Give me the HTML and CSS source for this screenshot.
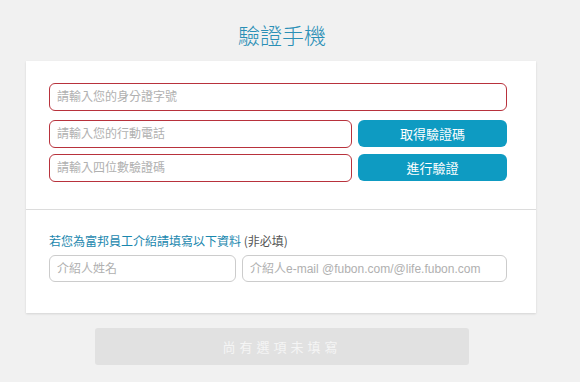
FILE: index.html
```html
<!DOCTYPE html>
<html lang="zh-Hant">
<head>
    <meta charset="UTF-8">
    <title>驗證手機</title>
    <link rel="stylesheet" href="styles.css">
</head>
<body>
    <div class="page">
        <div class="page-title">驗證手機</div>

        <div class="card">
            <div class="card-main">
                <div class="form-row">
                    <input class="field field-error" type="text" placeholder="請輸入您的身分證字號">
                </div>
                <div class="form-row">
                    <input class="field field-error" type="text" placeholder="請輸入您的行動電話">
                    <button class="btn-blue" type="button">取得驗證碼</button>
                </div>
                <div class="form-row row-code">
                    <input class="field field-error" type="text" placeholder="請輸入四位數驗證碼">
                    <button class="btn-blue" type="button">進行驗證</button>
                </div>
            </div>

            <div class="card-extra">
                <div class="extra-label">若您為富邦員工介紹請填寫以下資料 <span class="optional">(非必填)</span></div>
                <div class="form-row">
                    <input class="field field-name" type="text" placeholder="介紹人姓名">
                    <input class="field field-mail" type="text" placeholder="介紹人e-mail @fubon.com/@life.fubon.com">
                </div>
            </div>
        </div>

        <button class="btn-submit" type="button" disabled>尚有選項未填寫</button>
    </div>
</body>
</html>
```

FILE: styles.css
```css
body {
    margin: 0;
    background-color: #f1f1f1;
    font-family: "Liberation Sans", Arial, "Noto Sans CJK TC", sans-serif;
    font-size: 12px;
    color: #555;
}
.page {
    width: 510px;
    margin: 0 auto 0 26px;
    display: flex;
    flex-direction: column;
    align-items: center;
}
.page-title {
    margin-top: 20px;
    height: 41px;
    font-family: "Noto Sans CJK TC", sans-serif;
    font-weight: 300;
    font-size: 22px;
    line-height: 28px;
    color: #2a8fb6;
    text-align: center;
    padding-left: 2px;
}
.card {
    width: 100%;
    background-color: #fff;
    box-shadow: 0 1px 2px rgba(0, 0, 0, 0.12);
}
.card-main {
    padding: 22px 29px 27px 23px;
    border-bottom: 1px solid #dcdcdc;
    display: flex;
    flex-direction: column;
    gap: 9px;
}
.card-main .row-code {
    margin-top: -3px;
}
.form-row {
    display: flex;
    gap: 6px;
}
.field {
    box-sizing: border-box;
    height: 28px;
    flex: 1;
    min-width: 0;
    padding: 0 7px;
    border: 1px solid #ccc;
    border-radius: 6px;
    background: #fff;
    font-family: "Liberation Sans", Arial, "Noto Sans CJK TC", sans-serif;
    font-size: 12px;
    color: #333;
    outline: none;
}
.field::placeholder {
    color: #b0b0b0;
}
.field-error {
    border-color: #b8323c;
}
.btn-blue {
    width: 149px;
    height: 27px;
    border: 0;
    border-radius: 6px;
    background-color: #0e9bc2;
    color: #fff;
    font-family: "Noto Sans CJK TC", sans-serif;
    font-size: 13px;
    cursor: pointer;
}
.card-extra {
    padding: 22px 29px 31px 23px;
}
.extra-label {
    font-family: "Noto Sans CJK TC", sans-serif;
    font-size: 12px;
    line-height: 18px;
    color: #1a87ae;
    margin-bottom: 5px;
}
.optional {
    color: #555;
}
.card-extra .field {
    height: 27px;
}
.field-name {
    flex: 0 0 187px;
}
.btn-submit {
    margin-top: 15px;
    margin-left: 2px;
    width: 374px;
    height: 37px;
    border: 0;
    border-radius: 3px;
    background-color: #e1e1e1;
    color: #f5f5f5;
    font-family: "Noto Sans CJK TC", sans-serif;
    font-size: 13px;
    letter-spacing: 4px;
}
```
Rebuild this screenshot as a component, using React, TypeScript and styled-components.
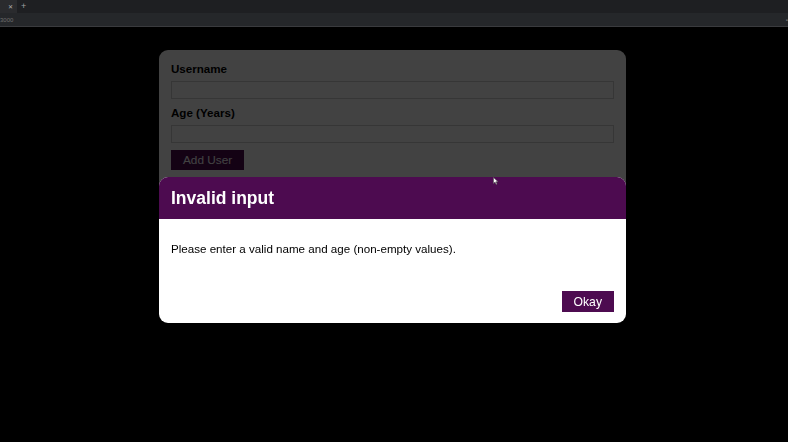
——————————
Task requirements: Using the data above, print every line exactly, omitting pictures.

The completed task:
Give me the HTML and CSS source for this screenshot.
FILE: index.html
```html
<!DOCTYPE html>
<html lang="zh-Hant">
<head>
    <meta charset="UTF-8">
    <title>驗證手機</title>
    <link rel="stylesheet" href="styles.css">
</head>
<body>
    <div class="page">
        <div class="page-title">驗證手機</div>

        <div class="card">
            <div class="card-main">
                <div class="form-row">
                    <input class="field field-error" type="text" placeholder="請輸入您的身分證字號">
                </div>
                <div class="form-row">
                    <input class="field field-error" type="text" placeholder="請輸入您的行動電話">
                    <button class="btn-blue" type="button">取得驗證碼</button>
                </div>
                <div class="form-row row-code">
                    <input class="field field-error" type="text" placeholder="請輸入四位數驗證碼">
                    <button class="btn-blue" type="button">進行驗證</button>
                </div>
            </div>

            <div class="card-extra">
                <div class="extra-label">若您為富邦員工介紹請填寫以下資料 <span class="optional">(非必填)</span></div>
                <div class="form-row">
                    <input class="field field-name" type="text" placeholder="介紹人姓名">
                    <input class="field field-mail" type="text" placeholder="介紹人e-mail @fubon.com/@life.fubon.com">
                </div>
            </div>
        </div>

        <button class="btn-submit" type="button" disabled>尚有選項未填寫</button>
    </div>
</body>
</html>
```

FILE: styles.css
```css
body {
    margin: 0;
    background-color: #f1f1f1;
    font-family: "Liberation Sans", Arial, "Noto Sans CJK TC", sans-serif;
    font-size: 12px;
    color: #555;
}
.page {
    width: 510px;
    margin: 0 auto 0 26px;
    display: flex;
    flex-direction: column;
    align-items: center;
}
.page-title {
    margin-top: 20px;
    height: 41px;
    font-family: "Noto Sans CJK TC", sans-serif;
    font-weight: 300;
    font-size: 22px;
    line-height: 28px;
    color: #2a8fb6;
    text-align: center;
    padding-left: 2px;
}
.card {
    width: 100%;
    background-color: #fff;
    box-shadow: 0 1px 2px rgba(0, 0, 0, 0.12);
}
.card-main {
    padding: 22px 29px 27px 23px;
    border-bottom: 1px solid #dcdcdc;
    display: flex;
    flex-direction: column;
    gap: 9px;
}
.card-main .row-code {
    margin-top: -3px;
}
.form-row {
    display: flex;
    gap: 6px;
}
.field {
    box-sizing: border-box;
    height: 28px;
    flex: 1;
    min-width: 0;
    padding: 0 7px;
    border: 1px solid #ccc;
    border-radius: 6px;
    background: #fff;
    font-family: "Liberation Sans", Arial, "Noto Sans CJK TC", sans-serif;
    font-size: 12px;
    color: #333;
    outline: none;
}
.field::placeholder {
    color: #b0b0b0;
}
.field-error {
    border-color: #b8323c;
}
.btn-blue {
    width: 149px;
    height: 27px;
    border: 0;
    border-radius: 6px;
    background-color: #0e9bc2;
    color: #fff;
    font-family: "Noto Sans CJK TC", sans-serif;
    font-size: 13px;
    cursor: pointer;
}
.card-extra {
    padding: 22px 29px 31px 23px;
}
.extra-label {
    font-family: "Noto Sans CJK TC", sans-serif;
    font-size: 12px;
    line-height: 18px;
    color: #1a87ae;
    margin-bottom: 5px;
}
.optional {
    color: #555;
}
.card-extra .field {
    height: 27px;
}
.field-name {
    flex: 0 0 187px;
}
.btn-submit {
    margin-top: 15px;
    margin-left: 2px;
    width: 374px;
    height: 37px;
    border: 0;
    border-radius: 3px;
    background-color: #e1e1e1;
    color: #f5f5f5;
    font-family: "Noto Sans CJK TC", sans-serif;
    font-size: 13px;
    letter-spacing: 4px;
}
```
Rebuild this screenshot as a component, using React, TypeScript and styled-components.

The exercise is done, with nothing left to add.